As I already mentioned, I'm now sitting at a computer in a condo. Billy and his roommates are very friendly, and Billy has told me I can stay as long as I want. I think I'll probably hang around for a bit. It's cool and windy outside, so there's probably not much excitement (aka titties) at the beach.
I can't remember if I mentioned Robert Paschell in my previous update, but I know I didn't link to his web site, so I want to do that now. Robert lives in Yellow Springs and makes t-shirts. He's a very talented and unique guy, but he hardly makes any money at all. So I want you to take a look at his web site (which I haven't seen yet) and consider buying one or two of his shirts. He works so hard making them, one at a time, and he deserves better than what he's getting from life right now. I want to help him, and I hope you'll help me help him, so please tell your friends about his web site, too. I think he sets up shop every Saturday and Sunday in Yellow Springs, too, between Tom's Market and Ye Olde Trail Tavern. (If you go there looking for him, he has a long gray beard.
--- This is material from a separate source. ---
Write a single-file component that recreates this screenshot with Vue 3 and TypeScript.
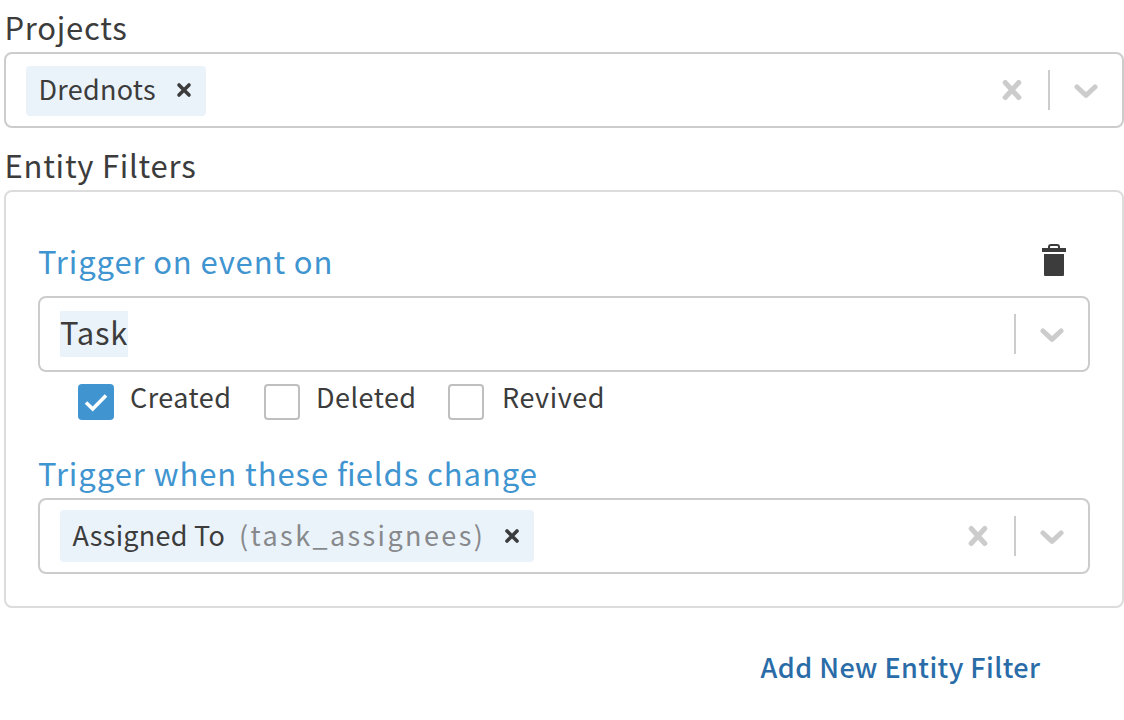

Santa Claus-esque.) If you buy something from him, tell him I sent you.
I have now walked about 115 miles with 50+ pounds on my back. Unfortunately my shitty pedometer is toast after only two weeks. I hope I can manage to get another one--a better one--somehow, because I really want to keep track of my walking mileage. So if there is anyone out there who'd like to supply a new pedometer for me, I'd love to meet up with you (and it'll get your name in the credits at the very least). I can't check e-mail very frequently, but I always have my phone around. 614-738-3867.
Also, this will be a fucking incredible documentary when I'm done. I have absolutely no doubt about that anymore. This is going to be much bigger than I ever wanted it to be.